There is speculation amongst survivors of the 1967 Israeli attack on the USS Liberty and their supporters that a U.S. Navy submarine observed and filmed the attack through their periscope. The working theory is that the submarine was either the Amberjack or the USS Andrew Jackson. Seeing how the Amberjack was on a 3-month deployment to the eastern Mediterranean Sea to reconnoiter Egypt, this would mean she could, in theory, have been in the vicinity of the attack when it occurred. There is no confirmation of this theory and it remains speculative.

In 1988, the LBJ Presidential Library declassified and released a document from the Liberty archive with the “Top Secret—Eyes Only” security caveat (Document #12C sanitized and released 21DEC88 under review case 86–199). This “Memorandum for the Record” dated April 10, 1967 reported a briefing of the “303 Committee” by General Ralph D. Steakley. According to the memo, General Steakley “briefed the committee on a sensitive DOD project known as FRONTLET 615,” which is identified in a handwritten note on the original memorandum as “submarine within U.A.R. waters.” Further Freedom of Information Act requests returned no information on any project called “FRONTLET 615.” This has lent credence to the theory that a U.S. Navy submarine was present during the attack.

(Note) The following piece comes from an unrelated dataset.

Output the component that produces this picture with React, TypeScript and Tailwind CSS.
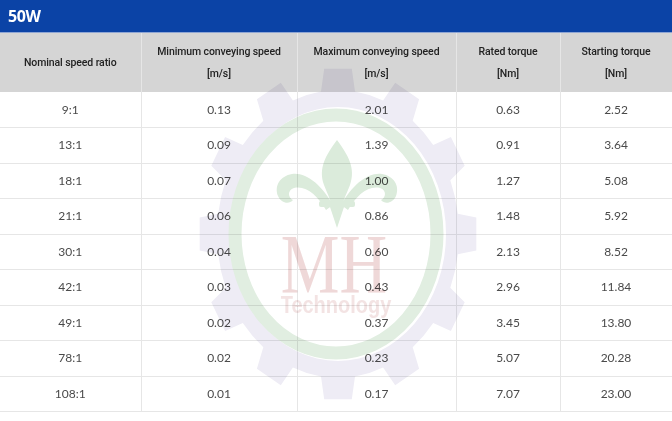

In February 1997, a senior member of the crew of the Amberjack told Liberty survivor James Ennes that he had watched the attack through the periscope and took pictures. When contacted, 4 crewmen stated that they were so close to the Liberty when it came under attack that some of the crew believed that the Amberjack herself was under attack by depth charges. Captain August Hubal, the commanding officer of the Amberjack at the time of the attack, insisted that the vessel was 100 miles (160 kilometers) from the Liberty. When told the crew believed they were closer, he replied “They must be mistaken.” On July 2, 2003, the National Security Agency stated that there had been “no radio intercepts made by the U.S. submarine Amberjack.” James Ennes believes that if the submarine photography does exist, it should show that the Liberty's flag was clearly visible to the attacking aircraft and torpedo boats, which would directly contradict the Israeli narrative of the attack.

== End of Service ==
On 9 July 1970, Amberjack arrived in her new home port, Key West, Florida, her base for the remainder of her service in the United States Navy. She made her last deployment to the Mediterranean between 27 November 1972, and 30 March 1973. On 17 October 1973, Amberjack was decommissioned at Key West, her name was struck from the Naval Vessel Register, was transferred to the Brazilian Navy, and was commissioned as Ceará (S-14).